→ TASK
Give a verbatim copy of the lines below, minus the pictures.

→ COLLECTED DATA

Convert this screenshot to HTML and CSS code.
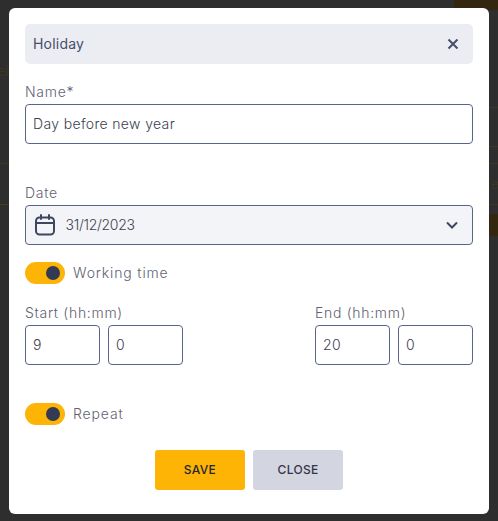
FILE: index.html
```html
<!DOCTYPE html>
<html lang="en">
<head>
<meta charset="utf-8">
<title>Holiday</title>
<link rel="stylesheet" href="styles.css">
</head>
<body>
<div class="backdrop" aria-hidden="true">
  <span class="bg-block bg-block-top"></span>
  <span class="bg-block bg-block-right"></span>
  <span class="bg-line bg-line-r1"></span>
  <span class="bg-line bg-line-r2"></span>
  <span class="bg-line bg-line-r3"></span>
  <span class="bg-line bg-line-r4"></span>
  <span class="bg-line bg-line-l1"></span>
  <span class="bg-line bg-line-l2"></span>
  <span class="bg-text bg-text-l">ek</span>
  <span class="bg-text bg-text-r">e</span>
</div>
<main class="modal">
  <header class="modal-head">
    <span>Holiday</span>
    <svg class="icon-close" width="12" height="12" viewBox="0 0 12 12"><path d="M1.5 1.5l9 9M10.5 1.5l-9 9" fill="none" stroke="#474e6b" stroke-width="2"/></svg>
  </header>
  <div class="field field-name">
    <label class="label">Name*</label>
    <div class="input">Day before new year</div>
  </div>
  <div class="field field-date">
    <label class="label">Date</label>
    <div class="input select">
      <svg class="icon-cal" width="22" height="22" viewBox="0 0 22 22"><g fill="none" stroke="#3f4660" stroke-width="2" stroke-linecap="round"><rect x="2" y="3.5" width="18" height="17" rx="3.5"/><path d="M2 9h18M7 1v4M15 1v4"/></g></svg>
      <span class="select-value">31/12/2023</span>
      <svg class="icon-chev" width="12" height="8" viewBox="0 0 12 8"><path d="M1 1.5l5 5 5-5" fill="none" stroke="#3f4660" stroke-width="2"/></svg>
    </div>
  </div>
  <div class="toggle-row toggle-work">
    <span class="toggle"><span class="knob"></span></span>
    <span class="toggle-label">Working time</span>
  </div>
  <div class="times">
    <div class="time">
      <label class="label">Start (hh:mm)</label>
      <div class="time-inputs">
        <div class="input small">9</div>
        <div class="input small">0</div>
      </div>
    </div>
    <div class="time">
      <label class="label">End (hh:mm)</label>
      <div class="time-inputs">
        <div class="input small">20</div>
        <div class="input small">0</div>
      </div>
    </div>
  </div>
  <div class="toggle-row toggle-repeat">
    <span class="toggle"><span class="knob"></span></span>
    <span class="toggle-label">Repeat</span>
  </div>
  <div class="actions">
    <button class="btn btn-save">SAVE</button>
    <button class="btn btn-close">CLOSE</button>
  </div>
</main>
</body>
</html>
```
FILE: styles.css
```css
* { box-sizing: border-box; }
html, body { margin: 0; height: 521px; overflow: hidden; }
body {
  position: relative;
  background: #2e2e2e;
  font-family: Inter, "Noto Sans", "Liberation Sans", sans-serif;
  font-size: 14px;
  font-weight: 300;
  color: #474a5c;
}
.backdrop { position: absolute; inset: 0; }
.bg-block { position: absolute; background: #33280f; }
.bg-block-top { left: 454px; top: 0; width: 44px; height: 10px; }
.bg-block-right { left: 489px; top: 214px; width: 9px; height: 22px; }
.bg-line { position: absolute; height: 1px; background: #42361d; }
.bg-line-r1 { left: 489px; right: 0; top: 107px; }
.bg-line-r2 { left: 489px; right: 0; top: 146px; }
.bg-line-r3 { left: 489px; right: 0; top: 163px; }
.bg-line-r4 { left: 489px; right: 0; top: 204px; }
.bg-line-l1 { left: 0; width: 9px; top: 163px; }
.bg-line-l2 { left: 0; width: 9px; top: 204px; background: #4a3a18; }
.bg-text { position: absolute; font-size: 14px; color: #42361d; }
.bg-text-l { left: -3px; top: 62px; }
.bg-text-r { left: 491px; top: 175px; }

.modal {
  position: absolute;
  left: 9px;
  top: 8px;
  width: 480px;
  height: 506px;
  padding: 16px;
  background: #fff;
  border-radius: 6px;
}
.modal-head {
  display: flex;
  align-items: center;
  justify-content: space-between;
  height: 40px;
  padding: 0 14px 0 8px;
  background: #ecedf2;
  border-radius: 5px;
  letter-spacing: 0.2px;
  font-weight: 400;
  color: #474e6b;
}
.modal-head span { padding-bottom: 1px; }
.field-name { margin-top: 19px; }
.field-date { margin-top: 40px; }
.label {
  display: block;
  height: 17px;
  line-height: 17px;
  margin-bottom: 4px;
  font-size: 14px;
  letter-spacing: 0.7px;
  color: #5f6273;
}
.input {
  display: flex;
  align-items: center;
  height: 40px;
  padding: 0 7px 1px;
  background: #fff;
  border: 1px solid #59648a;
  border-radius: 4px;
  letter-spacing: 0.35px;
  color: #3c3f50;
}
.select { padding: 0 14px 0 8px; background: #f3f4f7; }
.select-value { margin-left: 9.5px; padding-bottom: 1px; letter-spacing: -0.3px; }
.icon-chev { margin-left: auto; }
.toggle-row { display: flex; align-items: center; gap: 8px; height: 22px; }
.toggle-work { margin-top: 17px; }
.toggle-repeat { margin-top: 38px; }
.toggle {
  display: flex;
  align-items: center;
  justify-content: flex-end;
  width: 40px;
  height: 22px;
  padding-right: 5px;
  background: #fdb404;
  border-radius: 11px;
}
.knob { width: 14px; height: 14px; border-radius: 50%; background: #333a53; }
.toggle-label { padding-bottom: 1px; letter-spacing: 0.85px; color: #5f6273; }
.times { display: flex; justify-content: space-between; margin-top: 20px; }
.time-inputs { display: flex; gap: 8px; }
.small { width: 75px; }
.actions { display: flex; justify-content: center; gap: 8px; margin-top: 25px; }
.btn {
  width: 90px;
  height: 40px;
  padding: 0 0 2px;
  border: 0;
  border-radius: 3px;
  font: 500 12px Inter, "Noto Sans", sans-serif;
  letter-spacing: 0.3px;
  color: #24262f;
}
.btn-save { background: #fdb404; }
.btn-close { background: #d3d5e0; color: #33364a; }
```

→ RESPONSE
Convert this screenshot to HTML and CSS code.
FILE: index.html
```html
<!DOCTYPE html>
<html lang="en">
<head>
<meta charset="utf-8">
<title>Holiday</title>
<link rel="stylesheet" href="styles.css">
</head>
<body>
<div class="backdrop" aria-hidden="true">
  <span class="bg-block bg-block-top"></span>
  <span class="bg-block bg-block-right"></span>
  <span class="bg-line bg-line-r1"></span>
  <span class="bg-line bg-line-r2"></span>
  <span class="bg-line bg-line-r3"></span>
  <span class="bg-line bg-line-r4"></span>
  <span class="bg-line bg-line-l1"></span>
  <span class="bg-line bg-line-l2"></span>
  <span class="bg-text bg-text-l">ek</span>
  <span class="bg-text bg-text-r">e</span>
</div>
<main class="modal">
  <header class="modal-head">
    <span>Holiday</span>
    <svg class="icon-close" width="12" height="12" viewBox="0 0 12 12"><path d="M1.5 1.5l9 9M10.5 1.5l-9 9" fill="none" stroke="#474e6b" stroke-width="2"/></svg>
  </header>
  <div class="field field-name">
    <label class="label">Name*</label>
    <div class="input">Day before new year</div>
  </div>
  <div class="field field-date">
    <label class="label">Date</label>
    <div class="input select">
      <svg class="icon-cal" width="22" height="22" viewBox="0 0 22 22"><g fill="none" stroke="#3f4660" stroke-width="2" stroke-linecap="round"><rect x="2" y="3.5" width="18" height="17" rx="3.5"/><path d="M2 9h18M7 1v4M15 1v4"/></g></svg>
      <span class="select-value">31/12/2023</span>
      <svg class="icon-chev" width="12" height="8" viewBox="0 0 12 8"><path d="M1 1.5l5 5 5-5" fill="none" stroke="#3f4660" stroke-width="2"/></svg>
    </div>
  </div>
  <div class="toggle-row toggle-work">
    <span class="toggle"><span class="knob"></span></span>
    <span class="toggle-label">Working time</span>
  </div>
  <div class="times">
    <div class="time">
      <label class="label">Start (hh:mm)</label>
      <div class="time-inputs">
        <div class="input small">9</div>
        <div class="input small">0</div>
      </div>
    </div>
    <div class="time">
      <label class="label">End (hh:mm)</label>
      <div class="time-inputs">
        <div class="input small">20</div>
        <div class="input small">0</div>
      </div>
    </div>
  </div>
  <div class="toggle-row toggle-repeat">
    <span class="toggle"><span class="knob"></span></span>
    <span class="toggle-label">Repeat</span>
  </div>
  <div class="actions">
    <button class="btn btn-save">SAVE</button>
    <button class="btn btn-close">CLOSE</button>
  </div>
</main>
</body>
</html>
```
FILE: styles.css
```css
* { box-sizing: border-box; }
html, body { margin: 0; height: 521px; overflow: hidden; }
body {
  position: relative;
  background: #2e2e2e;
  font-family: Inter, "Noto Sans", "Liberation Sans", sans-serif;
  font-size: 14px;
  font-weight: 300;
  color: #474a5c;
}
.backdrop { position: absolute; inset: 0; }
.bg-block { position: absolute; background: #33280f; }
.bg-block-top { left: 454px; top: 0; width: 44px; height: 10px; }
.bg-block-right { left: 489px; top: 214px; width: 9px; height: 22px; }
.bg-line { position: absolute; height: 1px; background: #42361d; }
.bg-line-r1 { left: 489px; right: 0; top: 107px; }
.bg-line-r2 { left: 489px; right: 0; top: 146px; }
.bg-line-r3 { left: 489px; right: 0; top: 163px; }
.bg-line-r4 { left: 489px; right: 0; top: 204px; }
.bg-line-l1 { left: 0; width: 9px; top: 163px; }
.bg-line-l2 { left: 0; width: 9px; top: 204px; background: #4a3a18; }
.bg-text { position: absolute; font-size: 14px; color: #42361d; }
.bg-text-l { left: -3px; top: 62px; }
.bg-text-r { left: 491px; top: 175px; }

.modal {
  position: absolute;
  left: 9px;
  top: 8px;
  width: 480px;
  height: 506px;
  padding: 16px;
  background: #fff;
  border-radius: 6px;
}
.modal-head {
  display: flex;
  align-items: center;
  justify-content: space-between;
  height: 40px;
  padding: 0 14px 0 8px;
  background: #ecedf2;
  border-radius: 5px;
  letter-spacing: 0.2px;
  font-weight: 400;
  color: #474e6b;
}
.modal-head span { padding-bottom: 1px; }
.field-name { margin-top: 19px; }
.field-date { margin-top: 40px; }
.label {
  display: block;
  height: 17px;
  line-height: 17px;
  margin-bottom: 4px;
  font-size: 14px;
  letter-spacing: 0.7px;
  color: #5f6273;
}
.input {
  display: flex;
  align-items: center;
  height: 40px;
  padding: 0 7px 1px;
  background: #fff;
  border: 1px solid #59648a;
  border-radius: 4px;
  letter-spacing: 0.35px;
  color: #3c3f50;
}
.select { padding: 0 14px 0 8px; background: #f3f4f7; }
.select-value { margin-left: 9.5px; padding-bottom: 1px; letter-spacing: -0.3px; }
.icon-chev { margin-left: auto; }
.toggle-row { display: flex; align-items: center; gap: 8px; height: 22px; }
.toggle-work { margin-top: 17px; }
.toggle-repeat { margin-top: 38px; }
.toggle {
  display: flex;
  align-items: center;
  justify-content: flex-end;
  width: 40px;
  height: 22px;
  padding-right: 5px;
  background: #fdb404;
  border-radius: 11px;
}
.knob { width: 14px; height: 14px; border-radius: 50%; background: #333a53; }
.toggle-label { padding-bottom: 1px; letter-spacing: 0.85px; color: #5f6273; }
.times { display: flex; justify-content: space-between; margin-top: 20px; }
.time-inputs { display: flex; gap: 8px; }
.small { width: 75px; }
.actions { display: flex; justify-content: center; gap: 8px; margin-top: 25px; }
.btn {
  width: 90px;
  height: 40px;
  padding: 0 0 2px;
  border: 0;
  border-radius: 3px;
  font: 500 12px Inter, "Noto Sans", sans-serif;
  letter-spacing: 0.3px;
  color: #24262f;
}
.btn-save { background: #fdb404; }
.btn-close { background: #d3d5e0; color: #33364a; }
```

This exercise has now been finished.